Если способность к бескомпромиссному развенчанию сентиментального и нечеткого мышления, которой был так щедро одарен Вольтер, соединить с присущим де Местру историзмом, с его политическим прагматизмом, с его столь же низкой, сколь и у Вольтера, оценкой человеческого ума и добродетели и с его верой в то, что существо жизни составляет неудержимая тяга к страданию, жертве и самоограничению; если к этому прибавить его твердую убежденность в том, что всякая власть держится на постоянном подавлении слабого, мятущегося большинства меньшинством посвященных властителей, противостоящих соблазну поэкспериментировать с человечеством, то мы постепенно приблизимся к мощной нигилистической грани всех тоталитарных режимов нашего времени. Вольтер помогает отбросить все либеральные заблуждения, а де Местр снабжает универсальным орудием, с помощью которого можно управлять холодным и пустым миром.
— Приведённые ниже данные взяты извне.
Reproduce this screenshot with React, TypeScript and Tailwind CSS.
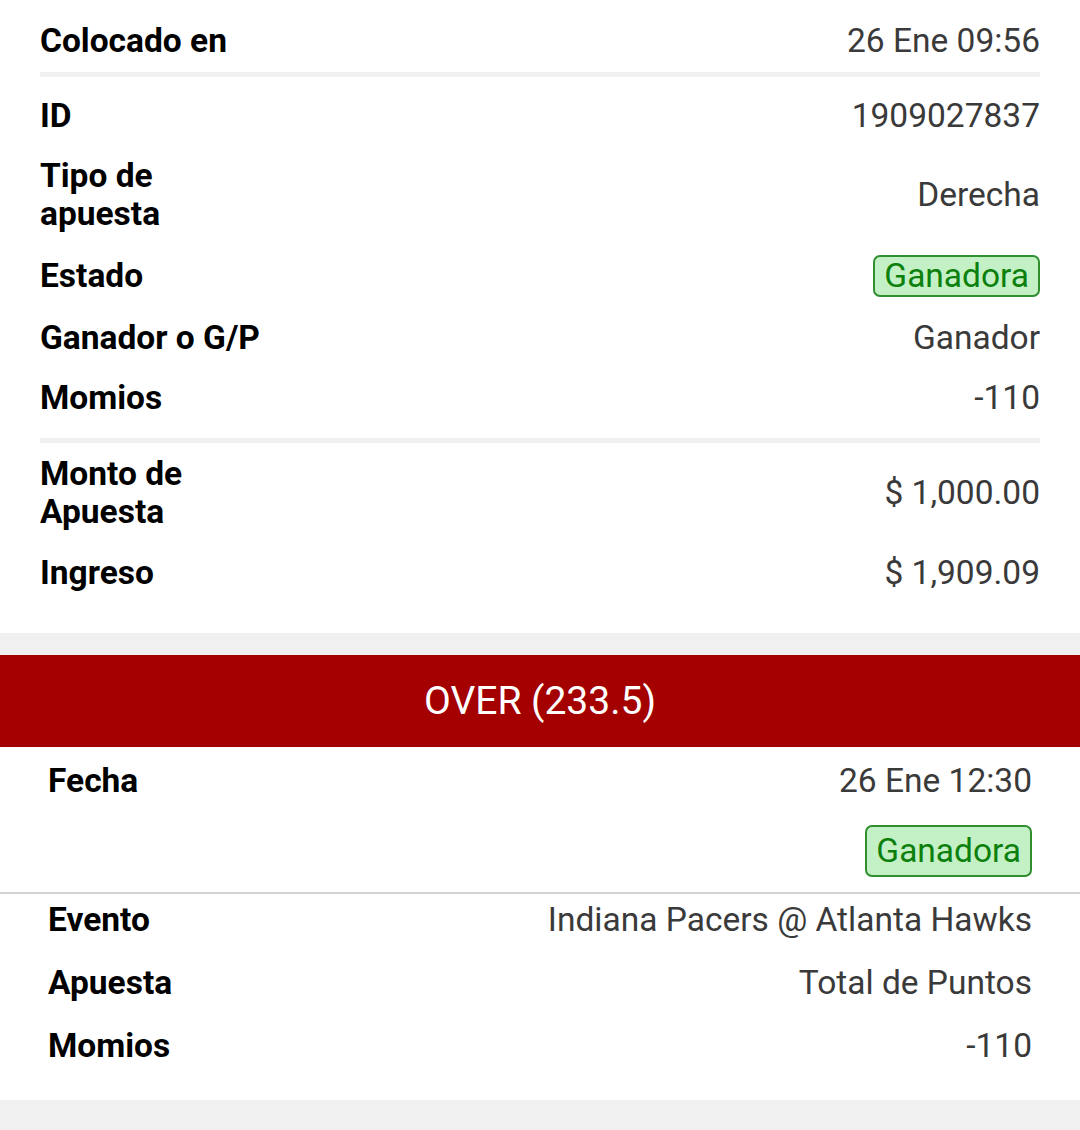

Вольтер, правда, не ратовал ни за деспотизм, ни за ложь, а де Местр проповедовал необходимость и того и другого. «Принцип народовластия, — пишет он, вторя Платону и Макиавелли, Гоббсу и Монтескье, — столь опасен, что, даже будь он справедлив, его непременно следовало бы хранить в тайне»[205]. Отголосок этих слов — знаменитое, приписываемое Риваролю замечание о том, что равенство вещь превосходная, но зачем говорить об этом народу? В конце концов, сенсимонисты, возможно, были не столь уж парадоксальны, и в основе их глубокого почтения к де Местру, которое казалось несуразным либералам и социалистам, вдохновленным Сен-Симоном, лежало изначальное сродство. Знаменитый оруэлловский кошмар (как, впрочем, и современные политические системы, его навеявшие) напрямую связан со взглядами и де Местра, и Сен-Симона. В чем-то он восходит и к свойственному Вольтеру глубокому политическому цинизму, который приобрел столь значительное влияние именно благодаря этому несравненному писателю, и уже потом — благодаря трудам подлинно великих и оригинальных мыслителей, подобных Макиавелли и Гоббсу.
XI
Один выдающийся философ как-то заметил: чтобы верно понять основы учения того или иного самобытного мыслителя, необходимо в первую очередь уразуметь лежащее в сердцевине его философии особенное видение мира и уже затем следовать за логикой его доводов. Аргументы, при всей их убедительности и интеллектуальной весомости, все же, как правило, остаются лишь внешними оборонительными укреплениями, оружием, защищающим от реальных и возможных возражений уже появившихся и потенциальных противников и критиков. Они не проливают свет ни на психологический процесс, при помощи которого мыслитель пришел к своим выводам, ни даже на важные (не говоря уже о ключевых) средства построения и обоснования центральной концепции, которую должны усвоить те, кого стремится убедить философ, если они намерены понять и разделить выдвинутые им идеи.